Robert Provine wants me to see his Tickle Me Elmo doll. Wants me to hold it, as a matter of fact. A professor of psychology and neuroscience at the University of Maryland, he has been engaged for more than a decade in a wide-ranging intellectual pursuit that has taken him from the play of young chimpanzees to the history of American sitcoms—all in search of a scientific understanding of that most unscientific of human customs: laughter.
The Elmo doll happens to incorporate two of his primary obsessions: tickling and contagious laughter. “You ever fiddled with one of these?” Provine asks, as he pulls the doll out of a small canvas tote bag. He holds it up, and after a second or two, the doll begins to shriek with laughter. There’s something undeniably comic in the scene: a burly, bearded man in his midfifties cradling a red Muppet. Provine hands Elmo to me. “It brings up two interesting things,” he explains. “You have a toy that’s a glorified laugh box. And when it shakes, you’re getting feedback as if you’re tickling it.” (Elmo has been so popular that in September 2006 Fisher-Price released a tenth anniversary version of the doll, called Elmo T.M.X. It not only laughs and vibrates but rolls on the ground pounding its fists, pleading for the supposed tickler to stop.)

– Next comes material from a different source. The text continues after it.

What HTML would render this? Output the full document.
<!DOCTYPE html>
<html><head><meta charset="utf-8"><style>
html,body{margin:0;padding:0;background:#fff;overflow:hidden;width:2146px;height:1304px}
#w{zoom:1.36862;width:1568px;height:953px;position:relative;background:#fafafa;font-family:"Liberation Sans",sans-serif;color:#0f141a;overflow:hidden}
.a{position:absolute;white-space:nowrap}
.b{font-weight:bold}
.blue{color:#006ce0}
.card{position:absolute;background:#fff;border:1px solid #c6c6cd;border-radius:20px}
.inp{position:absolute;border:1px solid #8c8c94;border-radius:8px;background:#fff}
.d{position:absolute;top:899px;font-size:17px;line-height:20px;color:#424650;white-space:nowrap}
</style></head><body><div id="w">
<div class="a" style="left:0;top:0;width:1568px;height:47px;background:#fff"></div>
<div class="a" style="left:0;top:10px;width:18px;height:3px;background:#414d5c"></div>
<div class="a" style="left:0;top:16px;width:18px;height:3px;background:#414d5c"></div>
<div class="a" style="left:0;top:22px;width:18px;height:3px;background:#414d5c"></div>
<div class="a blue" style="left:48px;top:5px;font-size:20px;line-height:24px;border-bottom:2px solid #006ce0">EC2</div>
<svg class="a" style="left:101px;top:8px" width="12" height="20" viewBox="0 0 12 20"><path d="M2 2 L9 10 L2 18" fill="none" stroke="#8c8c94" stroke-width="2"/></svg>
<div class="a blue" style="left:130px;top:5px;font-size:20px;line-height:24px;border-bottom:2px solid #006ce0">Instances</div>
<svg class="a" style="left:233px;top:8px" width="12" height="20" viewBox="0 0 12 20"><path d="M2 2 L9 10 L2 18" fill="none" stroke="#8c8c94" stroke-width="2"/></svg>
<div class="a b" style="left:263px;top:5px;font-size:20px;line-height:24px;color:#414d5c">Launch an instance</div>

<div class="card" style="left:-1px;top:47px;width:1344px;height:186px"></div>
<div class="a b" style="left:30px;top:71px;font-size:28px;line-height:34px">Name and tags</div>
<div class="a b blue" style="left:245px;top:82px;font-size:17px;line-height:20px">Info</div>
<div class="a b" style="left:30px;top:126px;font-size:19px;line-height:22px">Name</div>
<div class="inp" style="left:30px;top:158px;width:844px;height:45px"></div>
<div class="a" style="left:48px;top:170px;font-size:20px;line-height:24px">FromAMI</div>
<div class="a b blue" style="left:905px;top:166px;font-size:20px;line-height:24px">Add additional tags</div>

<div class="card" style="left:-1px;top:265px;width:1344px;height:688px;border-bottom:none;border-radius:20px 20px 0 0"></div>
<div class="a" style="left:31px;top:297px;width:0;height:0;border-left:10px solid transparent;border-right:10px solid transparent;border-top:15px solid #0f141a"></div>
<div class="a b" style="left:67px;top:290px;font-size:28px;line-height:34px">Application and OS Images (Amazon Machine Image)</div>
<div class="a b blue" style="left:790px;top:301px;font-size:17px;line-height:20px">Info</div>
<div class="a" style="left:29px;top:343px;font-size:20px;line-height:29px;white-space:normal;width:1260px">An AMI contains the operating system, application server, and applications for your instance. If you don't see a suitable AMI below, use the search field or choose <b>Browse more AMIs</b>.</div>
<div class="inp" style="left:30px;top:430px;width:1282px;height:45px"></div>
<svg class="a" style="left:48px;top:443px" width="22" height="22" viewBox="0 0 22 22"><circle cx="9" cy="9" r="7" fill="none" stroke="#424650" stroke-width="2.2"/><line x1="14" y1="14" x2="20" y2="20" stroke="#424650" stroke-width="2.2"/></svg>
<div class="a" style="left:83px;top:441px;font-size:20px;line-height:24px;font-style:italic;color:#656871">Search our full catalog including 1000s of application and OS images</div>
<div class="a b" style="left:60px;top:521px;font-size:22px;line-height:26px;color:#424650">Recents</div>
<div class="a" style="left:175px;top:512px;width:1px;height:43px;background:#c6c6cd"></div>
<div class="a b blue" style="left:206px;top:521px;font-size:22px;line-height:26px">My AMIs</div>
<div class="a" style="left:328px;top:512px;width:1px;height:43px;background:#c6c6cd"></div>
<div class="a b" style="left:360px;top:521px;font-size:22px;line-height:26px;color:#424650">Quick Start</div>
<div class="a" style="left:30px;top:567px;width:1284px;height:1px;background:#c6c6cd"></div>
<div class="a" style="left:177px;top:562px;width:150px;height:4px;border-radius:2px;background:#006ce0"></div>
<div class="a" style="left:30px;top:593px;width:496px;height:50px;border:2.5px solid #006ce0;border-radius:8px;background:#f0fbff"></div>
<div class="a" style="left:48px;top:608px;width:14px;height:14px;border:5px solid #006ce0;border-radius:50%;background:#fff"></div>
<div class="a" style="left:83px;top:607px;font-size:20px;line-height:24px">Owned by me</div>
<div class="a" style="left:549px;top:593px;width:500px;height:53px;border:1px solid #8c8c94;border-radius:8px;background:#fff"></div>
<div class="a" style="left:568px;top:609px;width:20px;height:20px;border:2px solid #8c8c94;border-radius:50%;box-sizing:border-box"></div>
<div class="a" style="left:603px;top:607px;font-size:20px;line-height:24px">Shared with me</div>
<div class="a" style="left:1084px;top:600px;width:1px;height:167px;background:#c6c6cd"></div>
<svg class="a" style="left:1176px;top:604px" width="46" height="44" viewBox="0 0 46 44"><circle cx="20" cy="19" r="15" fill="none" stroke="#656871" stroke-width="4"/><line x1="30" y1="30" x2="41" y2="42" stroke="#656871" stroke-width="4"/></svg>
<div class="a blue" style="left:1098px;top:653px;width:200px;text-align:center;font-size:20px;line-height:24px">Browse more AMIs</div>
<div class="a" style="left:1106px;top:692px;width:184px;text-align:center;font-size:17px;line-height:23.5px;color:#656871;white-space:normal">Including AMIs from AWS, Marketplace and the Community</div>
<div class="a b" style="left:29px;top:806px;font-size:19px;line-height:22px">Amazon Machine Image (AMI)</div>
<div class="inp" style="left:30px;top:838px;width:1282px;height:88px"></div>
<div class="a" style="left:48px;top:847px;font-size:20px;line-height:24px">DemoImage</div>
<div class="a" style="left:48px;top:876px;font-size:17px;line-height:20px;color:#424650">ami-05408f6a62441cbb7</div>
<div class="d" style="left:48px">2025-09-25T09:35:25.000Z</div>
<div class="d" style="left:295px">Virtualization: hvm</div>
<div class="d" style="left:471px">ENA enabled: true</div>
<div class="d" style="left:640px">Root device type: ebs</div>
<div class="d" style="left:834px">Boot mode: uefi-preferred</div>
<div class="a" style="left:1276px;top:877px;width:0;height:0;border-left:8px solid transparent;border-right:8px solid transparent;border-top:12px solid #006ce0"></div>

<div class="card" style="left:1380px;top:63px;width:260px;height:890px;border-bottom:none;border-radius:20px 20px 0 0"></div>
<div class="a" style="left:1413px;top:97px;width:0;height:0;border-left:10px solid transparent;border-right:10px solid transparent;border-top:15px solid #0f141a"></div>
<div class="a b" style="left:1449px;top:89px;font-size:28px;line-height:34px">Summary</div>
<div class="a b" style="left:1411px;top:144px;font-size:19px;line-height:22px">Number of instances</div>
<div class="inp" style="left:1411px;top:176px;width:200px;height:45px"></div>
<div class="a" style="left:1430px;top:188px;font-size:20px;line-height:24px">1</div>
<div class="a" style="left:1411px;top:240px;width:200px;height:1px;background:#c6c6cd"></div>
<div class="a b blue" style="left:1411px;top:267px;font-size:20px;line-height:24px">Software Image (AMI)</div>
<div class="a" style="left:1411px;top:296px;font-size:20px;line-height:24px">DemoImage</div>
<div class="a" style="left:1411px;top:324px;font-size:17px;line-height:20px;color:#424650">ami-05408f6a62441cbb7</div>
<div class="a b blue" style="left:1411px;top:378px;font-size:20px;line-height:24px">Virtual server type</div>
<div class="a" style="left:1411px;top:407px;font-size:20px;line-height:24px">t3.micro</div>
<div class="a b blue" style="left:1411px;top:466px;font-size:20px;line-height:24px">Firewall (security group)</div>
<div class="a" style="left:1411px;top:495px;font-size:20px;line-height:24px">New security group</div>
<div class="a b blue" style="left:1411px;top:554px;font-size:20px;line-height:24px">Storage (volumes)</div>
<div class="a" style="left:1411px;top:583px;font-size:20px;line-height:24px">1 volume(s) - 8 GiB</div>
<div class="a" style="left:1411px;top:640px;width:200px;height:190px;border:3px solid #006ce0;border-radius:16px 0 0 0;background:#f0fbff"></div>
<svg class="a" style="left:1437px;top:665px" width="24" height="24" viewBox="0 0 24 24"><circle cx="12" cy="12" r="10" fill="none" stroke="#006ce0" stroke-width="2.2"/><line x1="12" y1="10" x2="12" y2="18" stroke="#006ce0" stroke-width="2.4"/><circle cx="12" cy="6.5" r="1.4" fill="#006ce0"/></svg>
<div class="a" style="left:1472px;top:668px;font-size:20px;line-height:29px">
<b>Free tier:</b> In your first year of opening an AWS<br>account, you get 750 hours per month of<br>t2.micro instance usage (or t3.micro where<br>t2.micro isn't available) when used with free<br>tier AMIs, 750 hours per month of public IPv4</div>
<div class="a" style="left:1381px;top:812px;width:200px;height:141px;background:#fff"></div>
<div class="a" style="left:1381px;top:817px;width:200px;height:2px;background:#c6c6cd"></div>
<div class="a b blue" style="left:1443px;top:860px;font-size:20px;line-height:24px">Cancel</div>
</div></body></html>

Think about that Tickle Me Elmo doll. We take it for granted that tickling causes laughter and that one person’s laughter will easily “infect” other people within earshot. Even a child knows these things. (Tickling and contagious laughter are two of the distinguishing characteristics of childhood.) But when you think about them from a distance, they are strange conventions. We can understand readily enough why natural selection would have implanted the fight-or-flight response in us or endowed us with a sex drive. But the tendency to laugh when others laugh in our presence or to laugh when someone strokes our belly with a feather—what’s the evolutionary advantage of that?